Now I don't really know how flatland evaluates the arrival times. I would guess if a plan solves the problem via having train(1) take the roundabout, it would need two additional timesteps. My assumption would be shown by the formula below arrival_time = path_length + earliest_departure_time + spawn_action 38 = 36 + 1 + 1 Thus, requiring two additional timesteps.
This assumption is based on what the visualizer shows. Below I give a small example what the visualizer would show on a very small map, which just consists of start, a cell in between and the goal. The train has a earliest departure value of 0 (so practically 1). | Timestep | Position | State | Action |
---|---|---|---|---|
1 | - | - | move_forward | |
2 | start | waiting | - | |
3 | start | moving | - | |
4 | (next cell) actually despawned as it would reach the goal in the next timestep | - | - | |
5 | (goal) despawned | - | - |
So in this example it reaches the goal at timestep 4, with a path_length of 2 and a earliest_departure_time of practically 1. This checks out with my formula. 4 = 2 + 1 + 1
What I actually wanted to show is that not all encodings are perfectly solvable and that is due to the generation of the latest arrivals and the nature of flatland. The latest arrival times are generated by the timetable_generator in flatland/envs/timetable_generators.py. Summarized the formula for generating latest_arrival_times is:
latest_arrival_time = earliest_departure + shortest_path * travel_buffer_multiplier + mean_shortest_path * mean_shortest_path_multiplier
replacing the constants one gets:
latest_arrival_time = earliest_departure + shortest_path * 1.3 + mean_shortest_path * 0.2
To check it for train(0) we get:
latest_arrival_time = 0 + 23*1.3 + ((23+23)/2)*0.2
latest_arrival_time = 0 + 30 + 5
They seem to take spawning as a part of the path. Thus the shortest paths are both 23 steps long. I also removed the ceil operation and int parsing to make it more readable. Under these assumptions it fits with the actual arrival times.
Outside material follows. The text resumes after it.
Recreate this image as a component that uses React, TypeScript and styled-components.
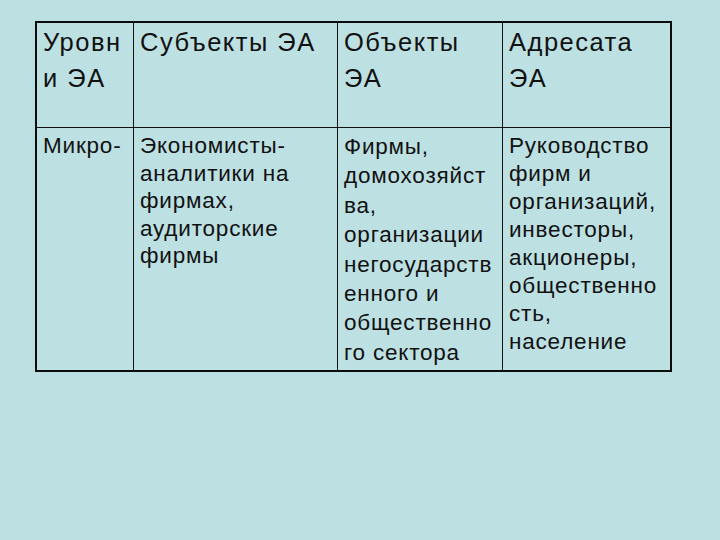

This illustrates the problem with the personal horizons. The arrival times do not change with the number of agents. Thus, an increase in agents makes more instances unsolvable, while an increase in map size mitigates the effect.
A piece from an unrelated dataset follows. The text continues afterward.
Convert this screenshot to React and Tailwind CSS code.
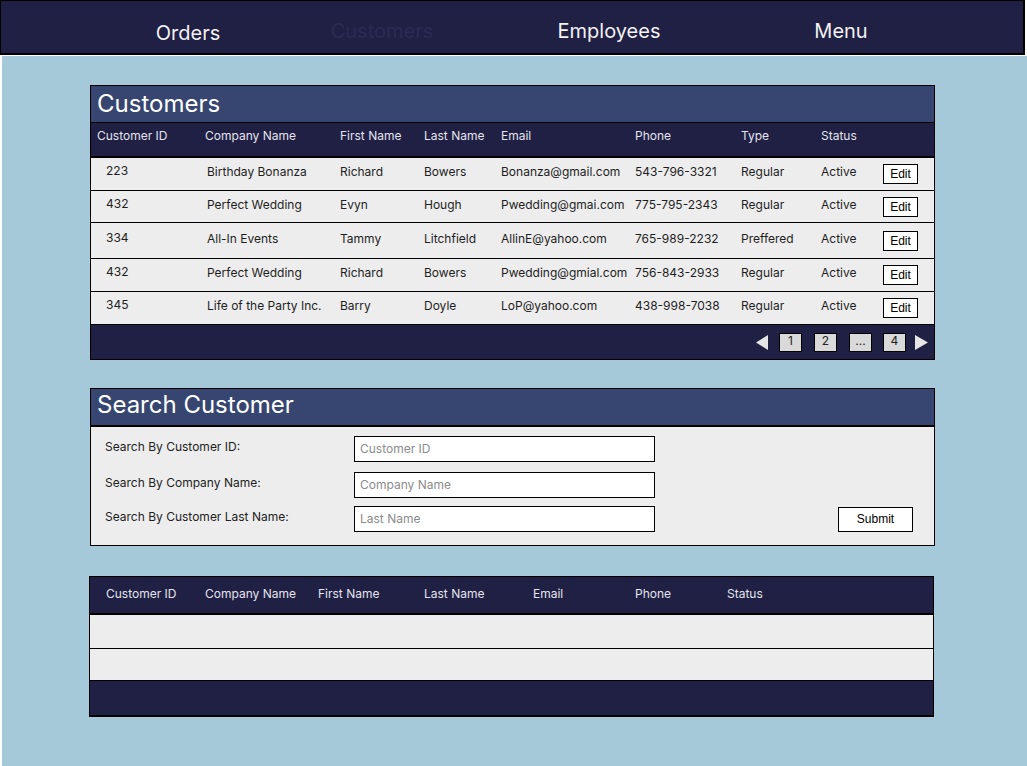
import React from "react";

const rows = [
  { id: "223", company: "Birthday Bonanza", first: "Richard", last: "Bowers", email: "Bonanza@gmail.com", phone: "543-796-3321", type: "Regular", status: "Active", h: "h-[33px]" },
  { id: "432", company: "Perfect Wedding", first: "Evyn", last: "Hough", email: "Pwedding@gmai.com", phone: "775-795-2343", type: "Regular", status: "Active", h: "h-[32px]" },
  { id: "334", company: "All-In Events", first: "Tammy", last: "Litchfield", email: "AllinE@yahoo.com", phone: "765-989-2232", type: "Preffered", status: "Active", h: "h-[36px]" },
  { id: "432", company: "Perfect Wedding", first: "Richard", last: "Bowers", email: "Pwedding@gmial.com", phone: "756-843-2933", type: "Regular", status: "Active", h: "h-[33px]" },
  { id: "345", company: "Life of the Party Inc.", first: "Barry", last: "Doyle", email: "LoP@yahoo.com", phone: "438-998-7038", type: "Regular", status: "Active", h: "h-[33px]" },
];

const grid = "grid grid-cols-[114px_135px_84px_77px_134px_106px_80px_62px_1fr]";

function PageBox({ children, className = "" }) {
  return (
    <div className={"w-[23px] h-[19px] bg-[#d9d9d9] border border-black flex items-center justify-center text-[12px] text-[#222] leading-none pb-[2px] " + className}>
      {children}
    </div>
  );
}

export default function App() {
  return (
    <div className="w-[1027px] h-[766px] overflow-hidden bg-white font-[Inter,sans-serif] flex flex-col">
      {/* Top nav */}
      <nav className="w-[1025px] h-[55px] shrink-0 bg-[#201f44] border-t border-l border-r-2 border-b-2 border-black flex items-start text-[20px] leading-[28px]">
        <div className="ml-[97px] w-[180px] text-center pt-[18px] text-[#f2f2f2]">Orders</div>
        <div className="ml-[14px] w-[180px] text-center pt-[16px] text-[#2c2b52]">Customers</div>
        <div className="ml-[47px] w-[180px] text-center pt-[16px] text-[#f2f2f2]">Employees</div>
        <div className="ml-[52px] w-[180px] text-center pt-[16px] text-[#f2f2f2]">Menu</div>
      </nav>

      {/* Main blue area */}
      <main className="mt-[1px] ml-[2px] flex-1 bg-[#a5c9d9] flex flex-col">
        {/* Customers panel */}
        <section className="mt-[29px] ml-[88px] w-[845px] border border-black flex flex-col">
          <div className="h-[37px] bg-[#374670] border-b border-black flex items-center pl-[6px] text-[24px] text-white leading-none">
            Customers
          </div>
          <div className={grid + " h-[35px] bg-[#201f44] border-b-2 border-black items-center text-[12px] text-[#e4e4ec] pb-[7px]"}>
            <div className="pl-[6px]">Customer ID</div>
            <div>Company Name</div>
            <div>First Name</div>
            <div>Last Name</div>
            <div>Email</div>
            <div>Phone</div>
            <div>Type</div>
            <div>Status</div>
            <div></div>
          </div>
          {rows.map((r, i) => (
            <div key={i} className={grid + " " + r.h + " bg-[#ededed] border-b border-black items-center text-[12px] text-[#1e1e1e]"}>
              <div className="pl-[15px] pb-[6px]">{r.id}</div>
              <div className="pl-[2px] pb-[4px]">{r.company}</div>
              <div className="pb-[4px]">{r.first}</div>
              <div className="pb-[4px]">{r.last}</div>
              <div className="pb-[4px] whitespace-nowrap">{r.email}</div>
              <div className="pb-[4px]">{r.phone}</div>
              <div className="pb-[4px]">{r.type}</div>
              <div className="pb-[4px]">{r.status}</div>
              <div>
                <button className="w-[35px] h-[20px] bg-white border border-black text-[12px] leading-none text-black font-['Liberation_Sans',Arial,sans-serif]">
                  Edit
                </button>
              </div>
            </div>
          ))}
          <div className="h-[34px] bg-[#201f44] flex items-center justify-end pr-[6px]">
            <svg width="12" height="15" viewBox="0 0 12 15">
              <polygon points="12,0 12,15 0,7.5" fill="#e6e6e6" />
            </svg>
            <PageBox className="ml-[11px]">1</PageBox>
            <PageBox className="ml-[12px]">2</PageBox>
            <PageBox className="ml-[12px] text-[10px]">...</PageBox>
            <PageBox className="ml-[11px]">4</PageBox>
            <svg className="ml-[9px]" width="13" height="15" viewBox="0 0 13 15">
              <polygon points="0,0 13,7.5 0,15" fill="#e6e6e6" />
            </svg>
          </div>
        </section>

        {/* Search panel */}
        <section className="mt-[28px] ml-[88px] w-[845px] border border-black flex flex-col">
          <div className="h-[38px] bg-[#374670] border-b-2 border-black flex items-center pl-[6px] text-[24px] text-white leading-none pb-[5px]">
            Search Customer
          </div>
          <div className="h-[118px] bg-[#ededed] flex flex-col pt-[9px] pl-[14px] text-[12px] text-[#1e1e1e]">
            <div className="flex items-center h-[26px]">
              <div className="w-[249px] pb-[4px]">Search By Customer ID:</div>
              <input className="w-[301px] h-[26px] bg-white border border-black px-[5px] pb-[1px] text-[12px] placeholder:text-[#8c8c8c] outline-none" placeholder="Customer ID" />
            </div>
            <div className="flex items-center h-[26px] mt-[10px]">
              <div className="w-[249px] pb-[4px]">Search By Company Name:</div>
              <input className="w-[301px] h-[26px] bg-white border border-black px-[5px] pb-[1px] text-[12px] placeholder:text-[#8c8c8c] outline-none" placeholder="Company Name" />
            </div>
            <div className="flex items-center h-[26px] mt-[8px]">
              <div className="w-[249px] pb-[4px]">Search By Customer Last Name:</div>
              <input className="w-[301px] h-[26px] bg-white border border-black px-[5px] pb-[2px] text-[12px] placeholder:text-[#8c8c8c] outline-none" placeholder="Last Name" />
              <button className="ml-[183px] w-[75px] h-[25px] bg-white border border-black text-[12px] text-black font-['Liberation_Sans',Arial,sans-serif]">
                Submit
              </button>
            </div>
          </div>
        </section>

        {/* Results table */}
        <section className="mt-[30px] ml-[87px] w-[845px] border-t border-l border-r border-b-2 border-black flex flex-col">
          <div className="h-[38px] bg-[#201f44] border-b-2 border-black flex items-center text-[12px] text-[#e4e4ec] pb-[3px]">
            <div className="pl-[16px] w-[115px]">Customer ID</div>
            <div className="w-[113px]">Company Name</div>
            <div className="w-[106px]">First Name</div>
            <div className="w-[109px]">Last Name</div>
            <div className="w-[102px]">Email</div>
            <div className="w-[92px]">Phone</div>
            <div>Status</div>
          </div>
          <div className="h-[34px] bg-[#ededed] border-b border-black"></div>
          <div className="h-[32px] bg-[#ededed] border-b border-black"></div>
          <div className="h-[34px] bg-[#201f44]"></div>
        </section>
      </main>
    </div>
  );
}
It might be a solution to use the global horizon from flatland instead, which is calculated in the timetable_generator as well and returned as max_episode_steps. This seems to factor in the number of agents, but I did not yet understand how it works.
Latest arrival times are definitely designed to be broken and to then reduce the violation thereoff.
Max episodes steps, might be a fix (though I remember some problems in the back of my head with this approach as well, but I can't prove it right now). To that end, it would need to be passed to the encoding as a predicate.
I did some testing and want to present an unsolvable instance.
The following instance requires both agents to reach the other station in 35 timesteps, the optimal path for both is 23 steps. Both shortest paths share the red line. Waiting for the other agent to pass the red line first takes 15-17 additional timesteps. All other plans would add even more timesteps.
Since I can't add the files directly, here is a link to all files for the environment: https://my.hidrive.com/share/9c71tbibj8
This illustrates that especially personal horizons are not always satisfiable. There are different options to handle this. If there is an efficient encoding to prove solvability (not that I know) one could filter the instances at generation. One could also have encodings which accept a variable which extends the personal horizons that could be given to the encodings, which would be run again on a failure with bigger personal horizons. Lastly, one could just make a note of this problem and ignore it (most practical as I see it).